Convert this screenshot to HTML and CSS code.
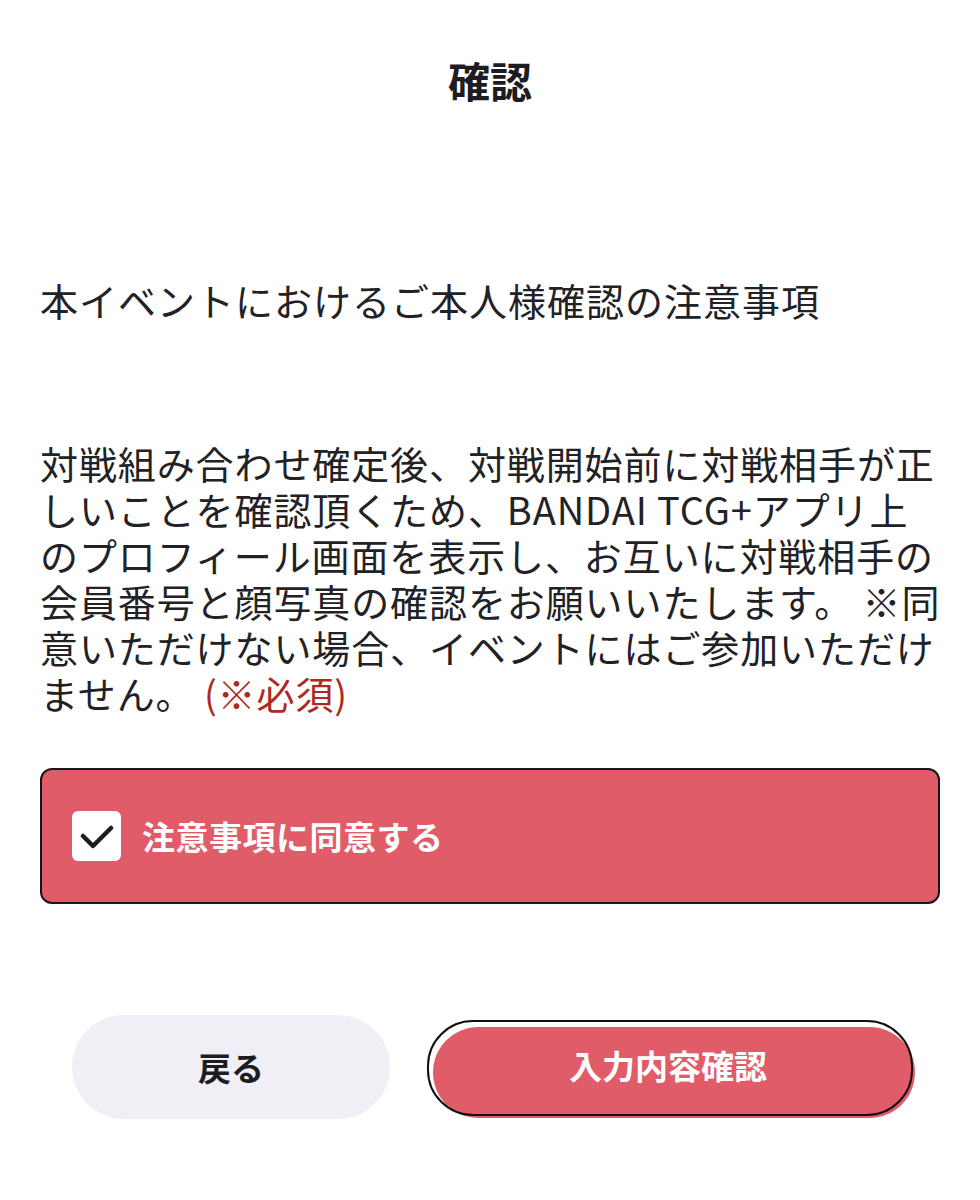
FILE: index.html
```html
<!DOCTYPE html>
<html lang="ja">
<head>
<meta charset="utf-8">
<link rel="stylesheet" href="styles.css">
</head>
<body>
<main class="page">
  <h1 class="title">確認</h1>
  <p class="heading">本イベントにおけるご本人様確認の注意事項</p>
  <p class="body">対戦組み合わせ確定後、対戦開始前に対戦相手が正<br>しいことを確認頂くため、BANDAI TCG+アプリ上<br>のプロフィール画面を表示し、お互いに対戦相手の<br>会員番号と顔写真の確認をお願いいたします。 ※同<br>意いただけない場合、イベントにはご参加いただけ<br>ません。 <span class="req">(※必須)</span></p>
  <label class="agree">
    <span class="box">
      <svg width="34" height="28" viewBox="0 0 34 28"><path d="M3 13 L13 23 L31 5" fill="none" stroke="#1c1c22" stroke-width="4.5" stroke-linecap="round" stroke-linejoin="round"/></svg>
    </span>
    <span class="agree-text">注意事項に同意する</span>
  </label>
  <div class="actions">
    <button class="btn back">戻る</button>
    <button class="btn confirm">入力内容確認</button>
  </div>
</main>
</body>
</html>
```
FILE: styles.css
```css
* { box-sizing: border-box; }
html, body { margin: 0; padding: 0; background: #fff; }
body {
  font-family: "Noto Sans CJK JP", "Noto Sans", sans-serif;
  color: #222226;
}
.page {
  width: 980px;
  padding: 0 40px;
}
.title {
  margin: 50px 0 0;
  text-align: center;
  font-size: 42px;
  line-height: 60px;
  font-weight: 700;
  color: #1c1c22;
}
.heading {
  margin: 167px 0 0;
  font-size: 38px;
  line-height: 46px;
  letter-spacing: 1px;
}
.body {
  margin: 117px -20px 0 0;
  font-size: 38px;
  line-height: 46px;
  letter-spacing: 0.9px;
  white-space: nowrap;
}
.req { color: #ad2a22; }
.agree {
  margin-top: 52px;
  height: 136px;
  display: flex;
  align-items: center;
  gap: 21px;
  padding-left: 30px;
  background: #e05c69;
  border: 2px solid #161616;
  border-radius: 12px;
}
.box {
  width: 49px;
  height: 50px;
  background: #fff;
  border-radius: 6px;
  display: flex;
  align-items: center;
  justify-content: center;
}
.box svg { margin-left: 1px; margin-top: 2px; }
.agree-text {
  color: #fff;
  font-size: 33px;
  font-weight: 700;
  letter-spacing: 0.5px;
}
.actions {
  margin-top: 111px;
  display: flex;
  align-items: flex-start;
  padding-left: 32px;
}
.btn {
  font-family: "Noto Sans CJK JP", "Noto Sans", sans-serif;
  font-size: 33px;
  font-weight: 700;
  border: none;
  padding: 0;
  cursor: pointer;
  line-height: 1;
}
.back {
  width: 318px;
  height: 104px;
  border-radius: 52px;
  background: #efeff5;
  color: #1c1c22;
}
.confirm {
  position: relative;
  margin-left: 43px;
  margin-top: 12px;
  width: 482px;
  height: 91px;
  border-radius: 46px;
  background: #e05c69;
  color: #fff;
  padding-right: 12px;
  padding-bottom: 14px;
}
.confirm::before {
  content: "";
  position: absolute;
  left: -6px;
  top: -7px;
  width: 482px;
  height: 92px;
  border: 2px solid #111;
  border-radius: 46px;
}
```
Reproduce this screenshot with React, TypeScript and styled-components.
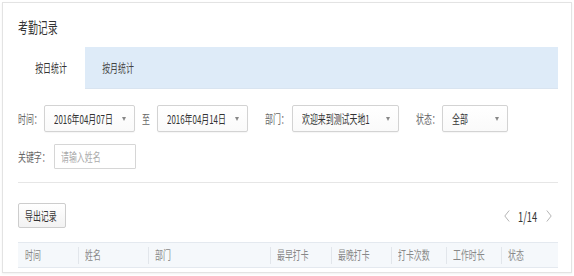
import React from 'react';
import styled, { createGlobalStyle } from 'styled-components';

const GlobalStyle = createGlobalStyle`
  html, body {
    margin: 0;
    padding: 0;
    background: #fff;
  }
  body {
    font-family: "Noto Sans CJK SC", "Noto Sans", sans-serif;
    font-size: 12px;
    color: #333;
  }
`;

// the screenshot's glyphs are narrow, so text is squeezed horizontally
const Squish = styled.span<{ $origin?: string }>`
  display: inline-block;
  white-space: nowrap;
  line-height: 1;
  transform: scaleX(0.66);
  transform-origin: ${p => p.$origin ?? 'left'} center;
`;

const Page = styled.div`
  padding: 2px;
`;

const Card = styled.div`
  width: 570px;
  height: 271px;
  box-sizing: border-box;
  border: 1px solid #e3e3e3;
  box-shadow: 0 1px 2px rgba(0, 0, 0, 0.06);
  padding: 0 13px 0 15px;
  display: flex;
  flex-direction: column;
`;

const Title = styled.div`
  height: 44px;
  box-sizing: border-box;
  padding-top: 3px;
  display: flex;
  align-items: center;
  font-size: 15px;
  color: #333;
`;

const TabBar = styled.div`
  display: flex;
  height: 42px;
  background: #deebf8;
  border-bottom: 1px solid #d9e4f0;
  box-sizing: border-box;
`;

const Tab = styled.div<{ $active?: boolean }>`
  width: 67px;
  display: flex;
  align-items: center;
  justify-content: center;
  background: ${p => (p.$active ? '#fff' : 'transparent')};
  margin-bottom: ${p => (p.$active ? '-1px' : '0')};
  color: ${p => (p.$active ? '#333' : '#444')};
`;

const FilterRow = styled.div<{ $top: number; $h: number }>`
  display: flex;
  align-items: center;
  margin-top: ${p => p.$top}px;
  height: ${p => p.$h}px;
`;

const Label = styled.div<{ $w: number; $ml?: number; $mr?: number }>`
  width: ${p => p.$w}px;
  margin-left: ${p => p.$ml ?? 0}px;
  margin-right: ${p => p.$mr ?? 0}px;
  flex-shrink: 0;
  color: #666;
`;

const Select = styled.div<{ $w: number }>`
  width: ${p => p.$w}px;
  height: 27px;
  box-sizing: border-box;
  flex-shrink: 0;
  border: 1px solid #d3d3d3;
  border-radius: 2px;
  background: linear-gradient(#fff, #fafafa);
  box-shadow: 0 1px 1px rgba(0, 0, 0, 0.04);
  display: flex;
  align-items: center;
  padding: 0 8px 0 9px;
  color: #333;
`;

const ValueText = styled(Squish)`
  flex: 1;
  min-width: 0;
`;

const Caret = styled.span`
  width: 0;
  height: 0;
  border-left: 2.5px solid transparent;
  border-right: 2.5px solid transparent;
  border-top: 4px solid #888;
  flex-shrink: 0;
`;

const TextBox = styled.div`
  width: 82px;
  height: 25px;
  box-sizing: border-box;
  border: 1px solid #d6d6d6;
  border-radius: 1px;
  padding-left: 6px;
  display: flex;
  align-items: center;
  color: #aaa;
`;

const Divider = styled.div`
  height: 1px;
  background: #e6e6e6;
  margin-top: 13px;
`;

const Toolbar = styled.div`
  display: flex;
  justify-content: space-between;
  align-items: center;
  margin-top: 20px;
  height: 25px;
`;

const Button = styled.div`
  width: 48px;
  height: 25px;
  box-sizing: border-box;
  border: 1px solid #cdcdcd;
  border-radius: 2px;
  background: linear-gradient(#fff, #f2f2f2);
  padding-left: 6px;
  display: flex;
  align-items: center;
  color: #333;
`;

const Pager = styled.div`
  display: flex;
  align-items: center;
  gap: 8px;
  margin-right: 6px;
`;

const PageNum = styled.div`
  width: 20px;
  font-size: 14px;
  color: #333;
`;

const HeadRow = styled.div`
  margin-top: 14px;
  height: 26px;
  box-sizing: border-box;
  display: flex;
  align-items: center;
  background: #f5f8fb;
  border-top: 1px solid #e4e9ef;
  border-bottom: 1px solid #e4e9ef;
`;

const HeadCell = styled.div<{ $w: number; $first?: boolean }>`
  width: ${p => p.$w}px;
  height: 17px;
  box-sizing: border-box;
  flex-shrink: 0;
  display: flex;
  align-items: center;
  padding-left: ${p => (p.$first ? 7 : 6)}px;
  border-left: ${p => (p.$first ? 'none' : '1px solid #e2e6eb')};
  color: #888;
`;

const Chevron = ({ dir }: { dir: 'left' | 'right' }) => (
  <svg width="6" height="12" viewBox="0 0 6 12">
    <path
      d={dir === 'left' ? 'M5.2 0.5 L0.8 6 L5.2 11.5' : 'M0.8 0.5 L5.2 6 L0.8 11.5'}
      fill="none"
      stroke="#b5b5b5"
      strokeWidth="1"
    />
  </svg>
);

const columns: [string, number][] = [
  ['时间', 60],
  ['姓名', 70],
  ['部门', 122],
  ['最早打卡', 61],
  ['最晚打卡', 60],
  ['打卡次数', 55],
  ['工作时长', 55],
  ['状态', 56],
];

const App = () => (
  <Page>
    <GlobalStyle />
    <Card>
      <Title>
        <Squish>考勤记录</Squish>
      </Title>

      <TabBar>
        <Tab $active>
          <Squish $origin="center">按日统计</Squish>
        </Tab>
        <Tab>
          <Squish $origin="center">按月统计</Squish>
        </Tab>
      </TabBar>

      <FilterRow $top={16} $h={27}>
        <Label $w={26}><Squish>时间：</Squish></Label>
        <Select $w={91}>
          <ValueText>2016年04月07日</ValueText>
          <Caret />
        </Select>
        <Label $w={8} $ml={7} $mr={7}><Squish>至</Squish></Label>
        <Select $w={91}>
          <ValueText>2016年04月14日</ValueText>
          <Caret />
        </Select>
        <Label $w={27} $ml={17}><Squish>部门：</Squish></Label>
        <Select $w={107}>
          <ValueText>欢迎来到测试天地1</ValueText>
          <Caret />
        </Select>
        <Label $w={26} $ml={17}><Squish>状态：</Squish></Label>
        <Select $w={66}>
          <ValueText>全部</ValueText>
          <Caret />
        </Select>
      </FilterRow>

      <FilterRow $top={12} $h={25}>
        <Label $w={36}><Squish>关键字：</Squish></Label>
        <TextBox>
          <Squish>请输入姓名</Squish>
        </TextBox>
      </FilterRow>

      <Divider />

      <Toolbar>
        <Button>
          <Squish>导出记录</Squish>
        </Button>
        <Pager>
          <Chevron dir="left" />
          <PageNum><Squish>1/14</Squish></PageNum>
          <Chevron dir="right" />
        </Pager>
      </Toolbar>

      <HeadRow>
        {columns.map(([name, w], i) => (
          <HeadCell key={name} $w={w} $first={i === 0}>
            <Squish>{name}</Squish>
          </HeadCell>
        ))}
      </HeadRow>
    </Card>
  </Page>
);

export default App;
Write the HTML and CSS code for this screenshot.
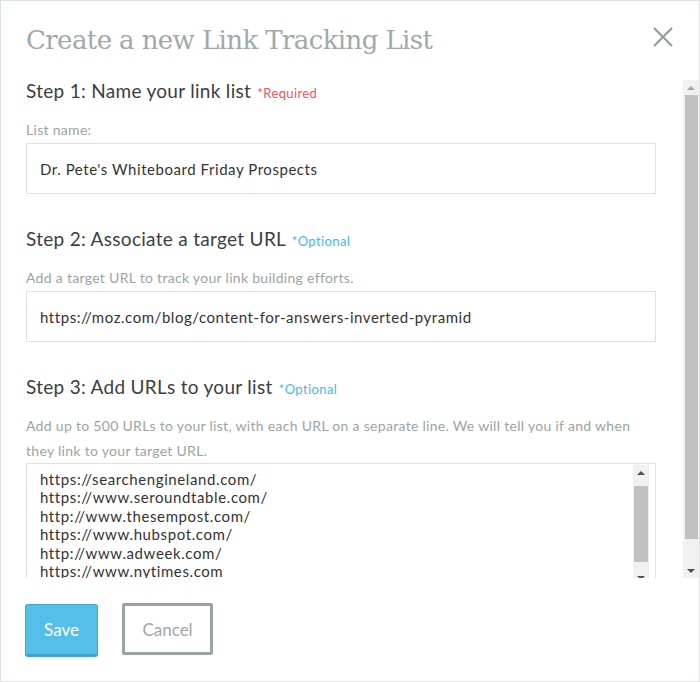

· · ·

# Required task
Find each line with the string "this" and copy it out.

# Reply
Convert this screenshot to HTML and CSS code.
Reproduce this screenshot with React, TypeScript and styled-components.
Write the HTML and CSS code for this screenshot.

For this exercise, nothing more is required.